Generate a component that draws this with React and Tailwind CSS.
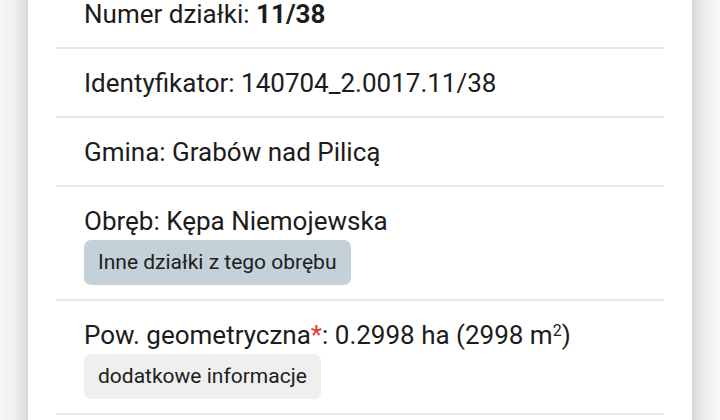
import React from 'react';

// wiersz z informacją o działce
const Row = ({ children, extra }) => (
  <div className="border-b-2 border-[#e8e8e8] px-[28px] pt-[20px] pb-[19px]">
    <div className="leading-[28px]">{children}</div>
    {extra}
  </div>
);

const Btn = ({ children, tone }) => (
  <div className="-mb-[5px] mt-[5px] flex">
    <button
      className={`h-[45px] rounded-[7px] px-[14px] text-[21px] leading-none text-[#202020] ${
        tone === 'blue' ? 'bg-[#c4d1d9]' : 'bg-[#efefef]'
      }`}
    >
      {children}
    </button>
  </div>
);

export default function App() {
  return (
    <div
      className="flex h-[420px] w-[720px] overflow-hidden bg-white text-[26px] text-[#1c1c1c]"
      style={{ fontFamily: 'Roboto, "Noto Sans", sans-serif' }}
    >
      <div className="w-[28px] shrink-0 bg-gradient-to-r from-[#f7f7f7] via-[#f0f0f0] to-[#d9d9d9]" />
      <div className="flex-1 bg-white px-[28px]">
        <div className="-mt-[20px]">
          <Row>
            Numer działki: <b className="font-bold">11/38</b>
          </Row>
          <Row>Identyfikator: 140704_2.0017.11/38</Row>
          <Row>Gmina: Grabów nad Pilicą</Row>
          <Row extra={<Btn tone="blue">Inne działki z tego obrębu</Btn>}>
            Obręb: Kępa Niemojewska
          </Row>
          <Row extra={<Btn>dodatkowe informacje</Btn>}>
            Pow. geometryczna<span className="text-[#e53935]">*</span>: 0.2998 ha (2998 m
            <sup className="text-[16px]">2</sup>)
          </Row>
        </div>
      </div>
      <div className="w-[28px] shrink-0 bg-gradient-to-r from-[#d9d9d9] via-[#efefef] to-[#f8f8f8]" />
    </div>
  );
}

════════════════════

→ **Task directions**
Copy and report every line where the word "React" is present.

→ **Completed task**
Generate a component that draws this with React and Tailwind CSS.
import React from 'react';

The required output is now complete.